[Tutor] threading mind set
Steven D'Aprano
steve at pearwood.info
Sun May 13 02:22:04 CEST 2012
carlo locci wrote:
> Hello All,
> I've started to study python a couple of month ago(and I truly love it :)),
> however I'm having some problems understanding how to modify a sequential
> script and make it multithreaded (I think it's because I'm not used to
> think in that way),
No, that's because multithreading and parallel processing is hard.
> as well as when it's best to use it(some say that
> because of the GIL I won't get any real benefit from threading my script).
That depends on what your script does.
In a nutshell, if your program is limited by CPU processing, then using
threads in Python won't help. (There are other things you can do instead, such
as launching new Python processes.)
If your program is limited by disk or network I/O, then there is a possibility
you can speed it up with threads.
> It's my understanding that threading a program in python can be useful when
> we've got some I/O involved,
To see the benefit of threads, it's not enough to have "some" I/O, you need
*lots* of I/O. Threads have some overhead. Unless you save at least as much
time as just starting and managing the threads consumes, you won't see any
speed up.
In my experience, for what little it's worth [emphasis on "little"], unless
you can keep at least four threads busy doing separate I/O, it probably isn't
worth the time and effort. And it's probably not worth it for trivial scripts
-- who cares if you speed your script up from 0.2 seconds to 0.1 seconds?

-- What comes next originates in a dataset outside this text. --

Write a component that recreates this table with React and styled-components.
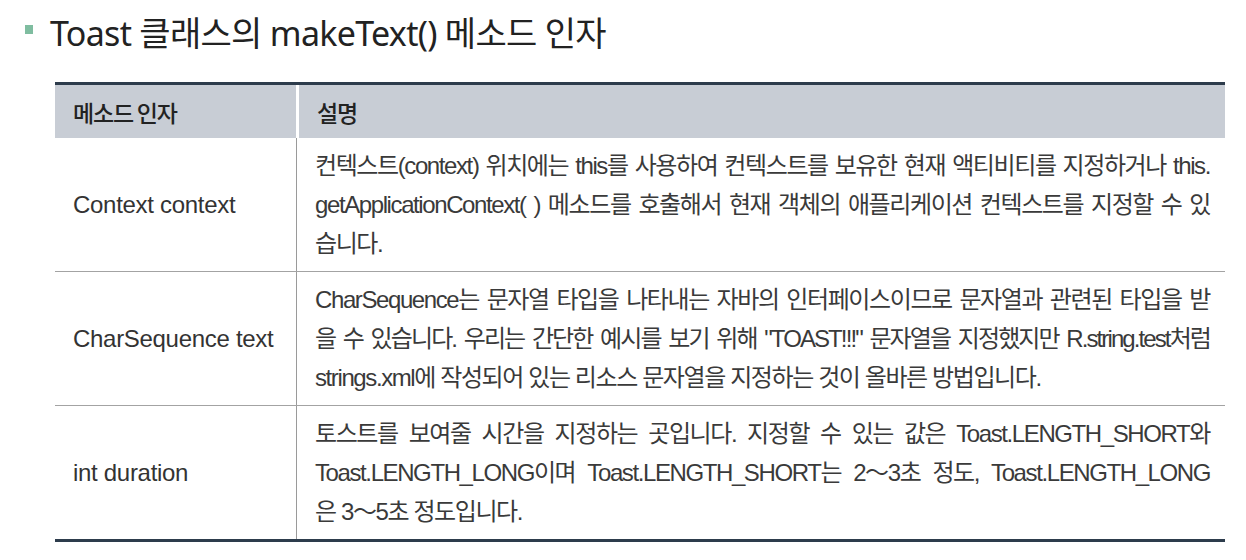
import React from "react";
import styled, { createGlobalStyle } from "styled-components";

const Global = createGlobalStyle`
  html, body { margin: 0; padding: 0; background: #ffffff; }
  body { font-family: "Liberation Sans", "Noto Sans CJK KR", sans-serif; }
`;

const Page = styled.div`
  width: 1246px;
  height: 560px;
  box-sizing: border-box;
  padding-top: 11px;
  display: flex;
  flex-direction: column;
`;

const TitleRow = styled.h2`
  margin: 0;
  padding-left: 25px;
  display: flex;
  align-items: center;
  gap: 17px;
  height: 40px;
  font-family: "Noto Sans", "Noto Sans CJK KR", sans-serif;
  font-weight: 400;
  font-size: 34px;
  letter-spacing: -0.7px;
  color: #222222;
`;

const Bullet = styled.span`
  width: 8px;
  height: 9px;
  margin-top: -4px;
  background: #7fbda0;
  flex: none;
`;

const Table = styled.div`
  margin: 31px 0 0 55px;
  width: 1170px;
  display: flex;
  flex-direction: column;
  border-top: 3px solid #2d3c4c;
  border-bottom: 3px solid #2d3c4c;
`;

const HeadRow = styled.div`
  display: grid;
  grid-template-columns: 241px 1fr;
  column-gap: 3px;
  height: 53px;
`;

const HeadCell = styled.div`
  background: #c8cdd5;
  display: flex;
  align-items: center;
  padding-left: 18px;
  font-family: "Noto Sans CJK KR", sans-serif;
  font-weight: 500;
  font-size: 23px;
  letter-spacing: -1.2px;
  color: #222222;
`;

const Row = styled.div`
  display: grid;
  grid-template-columns: 242px 1fr;
  border-top: ${(p) => (p.$first ? "none" : "1.5px solid #a3a3a3")};
`;

const NameCell = styled.div`
  display: flex;
  align-items: center;
  padding-left: 18px;
  border-right: 1px solid #9a9a9a;
  font-size: 24px;
  letter-spacing: -0.3px;
  color: #333333;
`;

const DescCell = styled.div`
  padding: 8px 15px 8px 18px;
  display: flex;
  flex-direction: column;
`;

const Line = styled.div`
  line-height: 39px;
  height: 39px;
  font-size: 24px;
  letter-spacing: ${(p) => (p.$tight ? "-1.9px" : "-1.4px")};
  color: #3a3a3a;
  text-align: justify;
  text-align-last: ${(p) => (p.$last ? "left" : "justify")};
`;

const Nobr = styled.span`
  display: inline-block;
  white-space: nowrap;
`;

const rows = [
  {
    name: "Context context",
    lines: [
      "컨텍스트(context) 위치에는 this를 사용하여 컨텍스트를 보유한 현재 액티비티를 지정하거나 this.",
      "getApplicationContext( ) 메소드를 호출해서 현재 객체의 애플리케이션 컨텍스트를 지정할 수 있",
      "습니다.",
    ],
  },
  {
    name: "CharSequence text",
    lines: [
      "CharSequence는 문자열 타입을 나타내는 자바의 인터페이스이므로 문자열과 관련된 타입을 받",
      "을 수 있습니다. 우리는 간단한 예시를 보기 위해 \"TOAST!!!\" 문자열을 지정했지만 R.string.test처럼",
      "strings.xml에 작성되어 있는 리소스 문자열을 지정하는 것이 올바른 방법입니다.",
    ],
    tight: 1,
  },
  {
    name: "int duration",
    lines: [
      "토스트를 보여줄 시간을 지정하는 곳입니다. 지정할 수 있는 값은 Toast.LENGTH_SHORT와",
      ["Toast.LENGTH_LONG이며 Toast.LENGTH_SHORT는 ", { nobr: "2～3초" }, " 정도, Toast.LENGTH_LONG"],
      "은 3～5초 정도입니다.",
    ],
  },
];

function renderLine(l) {
  if (typeof l === "string") return l;
  return l.map((part, k) =>
    typeof part === "string" ? part : <Nobr key={k}>{part.nobr}</Nobr>
  );
}

export default function App() {
  return (
    <>
      <Global />
      <Page>
        <TitleRow>
          <Bullet />
          <span>Toast 클래스의 makeText() 메소드 인자</span>
        </TitleRow>
        <Table>
          <HeadRow>
            <HeadCell>메소드 인자</HeadCell>
            <HeadCell>설명</HeadCell>
          </HeadRow>
          {rows.map((r, i) => (
            <Row key={r.name} $first={i === 0}>
              <NameCell>{r.name}</NameCell>
              <DescCell>
                {r.lines.map((l, j) => (
                  <Line
                    key={j}
                    $last={j === r.lines.length - 1}
                    $tight={r.tight === j}
                  >
                    {renderLine(l)}
                  </Line>
                ))}
              </DescCell>
            </Row>
          ))}
        </Table>
      </Page>
    </>
  );
}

But as a learning exercise, sure, go ahead and convert your script to threads.
One experiment is worth a dozen opinions.
You can learn more about threading from here:
http://www.doughellmann.com/PyMOTW/threading/
By the way, in future, please don't decorate your code with stars:
> * def read():*
> * import csv*
> * with open('C:\\test\\VDB.csv', 'rb') as somefile:*
[...]
We should be able to copy and paste your code and have it run immediately, not
have to spend time editing it by hand to turn it back into valid Python code
that doesn't give a SyntaxError on every line.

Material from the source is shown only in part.